As the Weekly previously reported based on court statements, the 243 pages scheduled for release contain evidence of deputies conducting illegal jail operation—the district attorney’s office has called them “capers”—against targeted, pre-trial defendants as well as proof that deputies conspired to hide the Log from judges issuing discovery orders by collecting the same information in unnamed files.


Sheriff’s department scheming prompted Goethals to note at the Nov. 8 hearing that he might order Hutchens and members of her staff to the witness stand to explain under oath why they still haven’t obeyed his discovery orders issued 198 weeks ago in the death penalty case.

Dunn tried to explain away the disobedience by suggesting the sheriff has a right to keep certain information secret from courts and also that the delay can be attributed to Hutchens’ desire “to err on the side of caution in disclosures” from her agency.

I don’t think the sheriff’s department is playing games with anyone in this particular case,” he said.

The judge, a former homicide prosecutor, didn’t appear impressed.

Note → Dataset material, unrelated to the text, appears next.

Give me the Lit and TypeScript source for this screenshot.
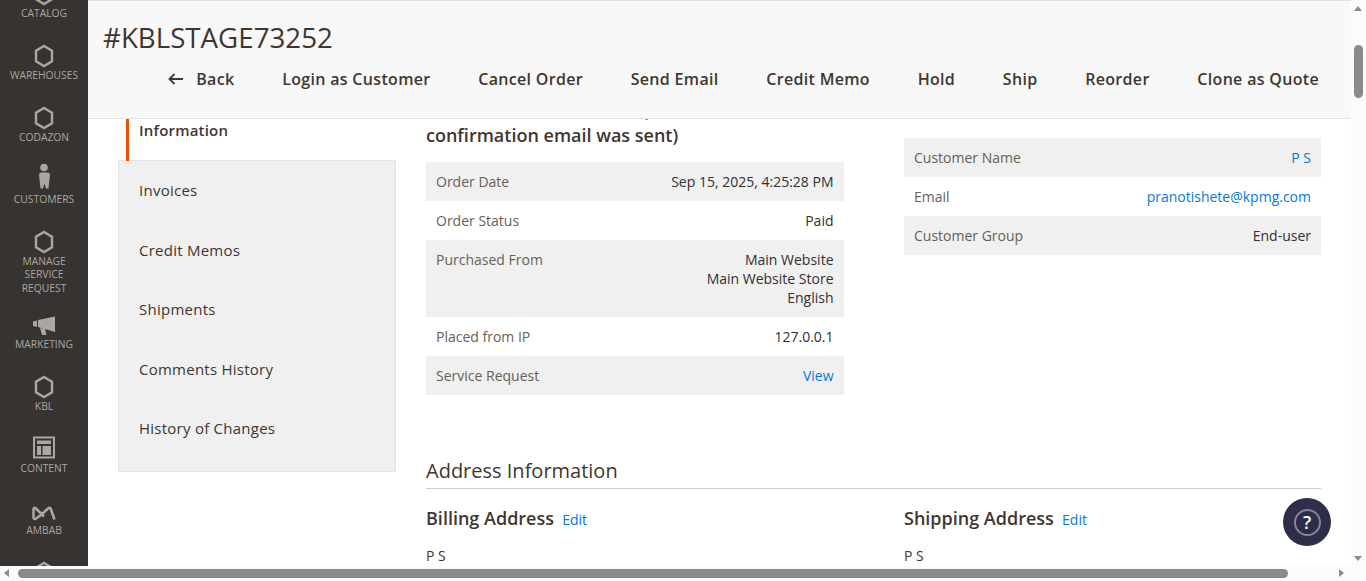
import { LitElement, css, html, svg } from "lit";
import { customElement } from "lit/decorators.js";

const hex = svg`<polygon points="12,2 20,6.75 20,17.25 12,22 4,17.25 4,6.75" fill="none" stroke="currentColor" stroke-width="2.4" />`;
const person = svg`<circle cx="12" cy="-0.5" r="3.8" fill="currentColor" /><path d="M8 4.500h8q2 0 2 2.500l-.8 7-.7 6.500h-2.500l-1.500-5-1.500 5H8.500l-.7-6.500-.8-7q0-2.500 2-2.500z" fill="currentColor" />`;
const megaphone = svg`<path d="M1 8.500L5 7.500V14L1 13zM6 7L23 3.500V19L6 14zM8 15l5 1 1.500 6H10z" fill="currentColor" />`;
const content = svg`<rect x="2" y="0.500" width="20" height="20" fill="none" stroke="currentColor" stroke-width="2" /><path d="M5 3.500h14V7H5zM5 9h4v9H5zM10.500 9H19v9h-8.500z" fill="currentColor" />`;
const ambab = svg`<path d="M12 17.500L4 9.500Q1.500 7.500 1.500 11V18Q1.500 21 4 19.500L9 16 16 9.500Q18 7.500 19 10.500L22.500 20.500" fill="none" stroke="currentColor" stroke-width="2.600" />`;

const navItems = [
  { label: "CATALOG", icon: hex },
  { label: "WAREHOUSES", icon: hex },
  { label: "CODAZON", icon: hex },
  { label: "CUSTOMERS", icon: person },
  { label: "MANAGE SERVICE REQUEST", icon: hex, tall: true },
  { label: "MARKETING", icon: megaphone },
  { label: "KBL", icon: hex },
  { label: "CONTENT", icon: content },
  { label: "AMBAB", icon: ambab },
  { label: "", icon: hex },
];

const actions = [
  "Login as Customer",
  "Cancel Order",
  "Send Email",
  "Credit Memo",
  "Hold",
  "Ship",
  "Reorder",
  "Clone as Quote",
];

const tabs = [
  "Invoices",
  "Credit Memos",
  "Shipments",
  "Comments History",
  "History of Changes",
];

@customElement("app-root")
export class AppRoot extends LitElement {
  static styles = css`
    :host {
      display: block;
      position: relative;
      width: 1366px;
      height: 581px;
      overflow: hidden;
      background: #fff;
      font-family: "Open Sans", sans-serif;
      color: #41362f;
    }

    .page {
      display: flex;
      height: 566px;
      width: 1351px;
    }

    .sidebar {
      flex: none;
      width: 88px;
      background: #373330;
      overflow: hidden;
      color: #aaa6a0;
    }

    .nav {
      margin-top: -18.5px;
    }

    .nav-item {
      height: 62px;
      display: flex;
      flex-direction: column;
      align-items: center;
    }

    .nav-item.tall {
      height: 83px;
    }

    .nav-item svg {
      flex: none;
      width: 24px;
      height: 24px;
      overflow: visible;
    }

    .nav-label {
      margin-top: 1px;
      width: 80px;
      font-size: 10.3px;
      line-height: 13.5px;
      text-align: center;
    }

    .main {
      flex: 1;
      min-width: 0;
      display: flex;
      flex-direction: column;
    }

    .header {
      flex: none;
      box-sizing: border-box;
      height: 119px;
      background: #f8f8f8;
      border-top: 1px solid #e3e3e3;
      border-bottom: 1px solid #e3e3e3;
      padding: 17px 32px 0 15px;
    }

    .title {
      margin: 0;
      font-size: 27.7px;
      line-height: 38px;
      font-weight: 400;
    }

    .actions {
      display: flex;
      justify-content: flex-end;
      align-items: center;
      gap: 47.7px;
      margin-top: 11px;
      font-size: 16px;
      line-height: 24px;
      font-weight: 600;
      letter-spacing: 0.32px;
    }

    .back {
      display: flex;
      align-items: center;
      gap: 13px;
    }

    .back svg {
      width: 15px;
      height: 12px;
    }

    .body {
      flex: 1;
      min-height: 0;
      overflow: hidden;
    }

    .body-inner {
      display: flex;
      margin-top: -21px;
      padding-left: 30px;
    }

    .tabs {
      flex: none;
      width: 278px;
      padding-top: 3px;
      font-size: 15px;
      letter-spacing: 0.25px;
    }

    .tab-active {
      position: relative;
      z-index: 1;
      box-sizing: border-box;
      height: 60px;
      margin: 0 0 -1px 8px;
      padding: 19px 0 0 10px;
      border-left: 3px solid #eb5202;
      font-weight: 600;
      line-height: 20px;
      letter-spacing: 0.2px;
    }

    .tab-list {
      box-sizing: border-box;
      height: 312px;
      background: #f0f0f0;
      border: 1px solid #e3e3e3;
      padding-left: 20px;
    }

    .tab {
      box-sizing: border-box;
      height: 59.5px;
      padding-bottom: 1px;
      display: flex;
      align-items: center;
    }

    .content {
      flex: none;
      width: 895px;
      margin-left: 30px;
    }

    .columns {
      display: grid;
      grid-template-columns: 417.5px 417px;
      column-gap: 60.5px;
    }

    .block-title {
      margin: 0 0 13.5px;
      font-size: 18px;
      line-height: 25px;
      font-weight: 600;
    }

    .right-column {
      padding-top: 40px;
    }

    .row {
      display: flex;
      justify-content: space-between;
      padding: 10px;
      font-size: 14px;
      line-height: 19px;
      color: #303030;
    }

    .row:nth-child(odd) {
      background: #f0f0f0;
    }

    .row-label {
      color: #676056;
    }

    .row-value {
      text-align: right;
    }

    a {
      color: #007bdb;
      text-decoration: none;
    }

    .section-title {
      margin: 63px 0 0;
      padding-bottom: 4px;
      border-bottom: 1px solid #cccccc;
      font-size: 20px;
      line-height: 26px;
      font-weight: 400;
    }

    .address {
      margin-top: 17px;
    }

    .address-title {
      font-size: 18px;
      line-height: 25px;
      font-weight: 600;
    }

    .address-title a {
      margin-left: 3.5px;
      font-size: 14px;
      font-weight: 400;
    }

    .address-line {
      margin-top: 14px;
      font-size: 14px;
      line-height: 19px;
    }

    .help {
      position: absolute;
      left: 1283px;
      top: 498px;
      width: 48px;
      height: 48px;
      border-radius: 50%;
      background: #2d2f4a;
      display: flex;
      align-items: center;
      justify-content: center;
    }

    .help-ring {
      box-sizing: border-box;
      width: 27px;
      height: 27px;
      border: 2px solid #858695;
      border-radius: 50%;
      display: flex;
      align-items: center;
      justify-content: center;
      color: #fff;
      font-size: 18px;
      line-height: 18px;
      font-weight: 600;
    }

    .sb-v,
    .sb-h {
      position: absolute;
      background: #fbfbfb;
    }

    .sb-v {
      right: 0;
      top: 0;
      width: 15px;
      height: 566px;
    }

    .sb-h {
      left: 0;
      top: 566px;
      width: 1366px;
      height: 15px;
    }

    .thumb {
      position: absolute;
      background: #8a8a8a;
      border-radius: 5px;
    }

    .sb-v .thumb {
      left: 3px;
      top: 45px;
      width: 9px;
      height: 53px;
    }

    .sb-h .thumb {
      left: 18px;
      top: 3px;
      width: 1270px;
      height: 9px;
    }

    .arrow {
      position: absolute;
      width: 0;
      height: 0;
      border: solid transparent;
    }

    .arrow.up {
      left: 3px;
      top: 6px;
      border-width: 0 4.5px 5px;
      border-bottom-color: #8a8a8a;
    }

    .arrow.down {
      left: 3px;
      bottom: 5px;
      border-width: 5px 4.5px 0;
      border-top-color: #8a8a8a;
    }

    .arrow.left {
      left: 4px;
      top: 3px;
      border-width: 4.5px 5px 4.5px 0;
      border-right-color: #8a8a8a;
    }

    .arrow.right {
      left: 1339px;
      top: 3px;
      border-width: 4.5px 0 4.5px 5px;
      border-left-color: #8a8a8a;
    }
  `;

  render() {
    return html`
      <div class="page">
        <aside class="sidebar">
          <div class="nav">
            ${navItems.map(
              (item) => html`<div class="nav-item ${item.tall ? "tall" : ""}">
                <svg viewBox="0 0 24 24">${item.icon}</svg>
                <div class="nav-label">${item.label}</div>
              </div>`
            )}
          </div>
        </aside>
        <div class="main">
          <header class="header">
            <h1 class="title">#KBLSTAGE73252</h1>
            <div class="actions">
              <div class="back">
                <svg viewBox="0 0 15 12">
                  <path
                    d="M6.5 1L1.5 6l5 5M1.5 6H15"
                    fill="none"
                    stroke="currentColor"
                    stroke-width="1.8"
                  />
                </svg>
                Back
              </div>
              ${actions.map((a) => html`<div>${a}</div>`)}
            </div>
          </header>
          <div class="body">
            <div class="body-inner">
              <div class="tabs">
                <div class="tab-active">Information</div>
                <div class="tab-list">
                  ${tabs.map((t) => html`<div class="tab">${t}</div>`)}
                </div>
              </div>
              <div class="content">
                <div class="columns">
                  <div>
                    <h2 class="block-title">
                      Order # KBLSTAGE73252 (The order confirmation email was
                      sent)
                    </h2>
                    <div>
                      ${this.row("Order Date", "Sep 15, 2025, 4:25:28 PM")}
                      ${this.row("Order Status", "Paid")}
                      ${this.row(
                        "Purchased From",
                        html`Main Website<br />Main Website Store<br />English`
                      )}
                      ${this.row("Placed from IP", "127.0.0.1")}
                      ${this.row("Service Request", html`<a>View</a>`)}
                    </div>
                  </div>
                  <div class="right-column">
                    ${this.row("Customer Name", html`<a>P S</a>`)}
                    ${this.row("Email", html`<a>pranotishete@kpmg.com</a>`)}
                    ${this.row("Customer Group", "End-user")}
                  </div>
                </div>
                <h2 class="section-title">Address Information</h2>
                <div class="columns address">
                  <div>
                    <div class="address-title">
                      Billing Address <a>Edit</a>
                    </div>
                    <div class="address-line">P S</div>
                  </div>
                  <div>
                    <div class="address-title">
                      Shipping Address <a>Edit</a>
                    </div>
                    <div class="address-line">P S</div>
                  </div>
                </div>
              </div>
            </div>
          </div>
        </div>
      </div>
      <div class="help"><div class="help-ring">?</div></div>
      <div class="sb-v">
        <div class="arrow up"></div>
        <div class="thumb"></div>
        <div class="arrow down"></div>
      </div>
      <div class="sb-h">
        <div class="arrow left"></div>
        <div class="thumb"></div>
        <div class="arrow right"></div>
      </div>
    `;
  }

  private row(label: string, value: unknown) {
    return html`<div class="row">
      <div class="row-label">${label}</div>
      <div class="row-value">${value}</div>
    </div>`;
  }
}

“If I ever determine that [a subpoena for Hutchens to testify] is the appropriate order, I am going to expect her to be here,” Goethals told Dunn.

He also stated his weighing of factors for release of the records “wasn’t a close call” because “the public has a right to know what’s going on unless a privilege or another  compelling interest requires that the public be left in the dark.”

In 2014 and 2015, Hutchens’ veteran deputies repeatedly lied to the judge about the existence of three department records systems: TREDs, the “Special Handling Log” and whatever replaced it, according to court records.

Prosecutors, whose cases have benefitted from deputies’ unconstitutional jail scams, witnessed the perjury and spun the dishonest testimony as a reaction to unfounded conspiracy theories by Assistant Public Defender Scott Sanders, the person who discovered the snitch scandal. Believing he can’t trust government actors to follow basic ethical rules during the penalty phase of Dekraai, Goethals recused District Attorney Tony Rackauckas and his entire office from the case in March 2015. The appellate court is scheduled to announce its view of that historic move in less than 70 days.